Louis: You want it to be compelling, that’s all. The likable thing is not really worth much. It’s a low-wattage bulb, you know. I remember when I did Pootie Tang, it was such a fucking disaster and John Goldwyn was the head of Paramount at the time. And he was so mad. He watched the cut and brought us in. Me and David Gale, who ran MTV Films, Sean Daniel, who had been the head of Universal who was now running the company [Alphaville, a production company on Pootie Tang]. All these people, and I was the director, and I remember they all walked in and I stood back a little and John Goldwyn was holding the door, and he went, “Come on.” He told me to come in and his voice was shaking, he was so upset.
Judd: Had he read it?
Louis: I don’t know. Somebody actually brought that up: Did you read the script? “Because,” the editor said, “we kept to the script pretty much. Did you approve this movie?” And David Gale said, “I think something’s lost on you. I think you’re not getting something.” “What am I not getting? What am I not getting about you taking four, by the way, million dollars of our money? This is an irresponsible, wasted effort.” He hated it so much. He said, “Why would Pootie Tang make that beautiful woman drink milk from a saucer on the floor, and yet he throws himself at this whore?” And I remember when he said that I was like, This is fucking great. This means I did something right because he’s so upset.
Judd: Oddly, those are the ones that people keep watching and talking about.

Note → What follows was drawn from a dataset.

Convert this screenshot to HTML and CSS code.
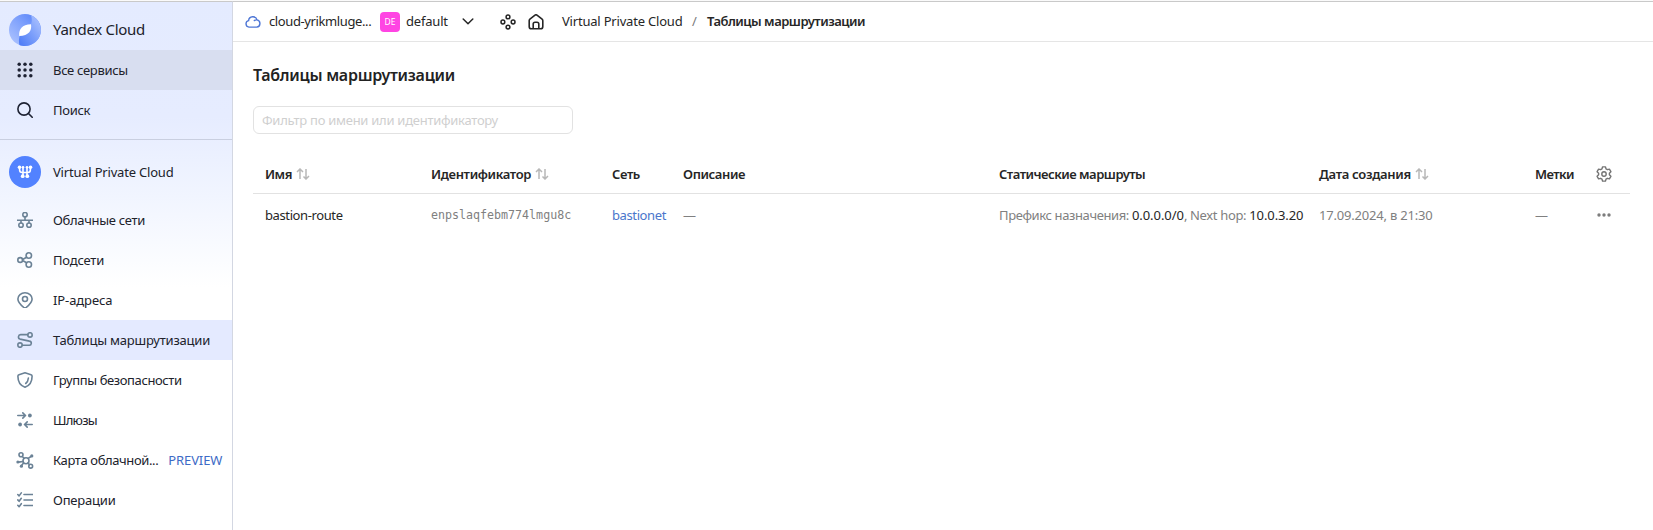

Louis: No, that’s right. And I think I’m able to do that on the show because the show doesn’t have an obligation to tell a whole story. Sometimes we tell two in one episode. I had an instinct that I should try to be as bold as I can about how I play with the format because I’ll chase away everybody who doesn’t like it and then I’ll get fans who do like it. If the net number is high enough, I’ll keep the job. And if I keep the job this way it’s a great fucking job. I never cared if I got canceled. That’s the only thing that makes me do this stuff well, is I was willing to let the job go any day.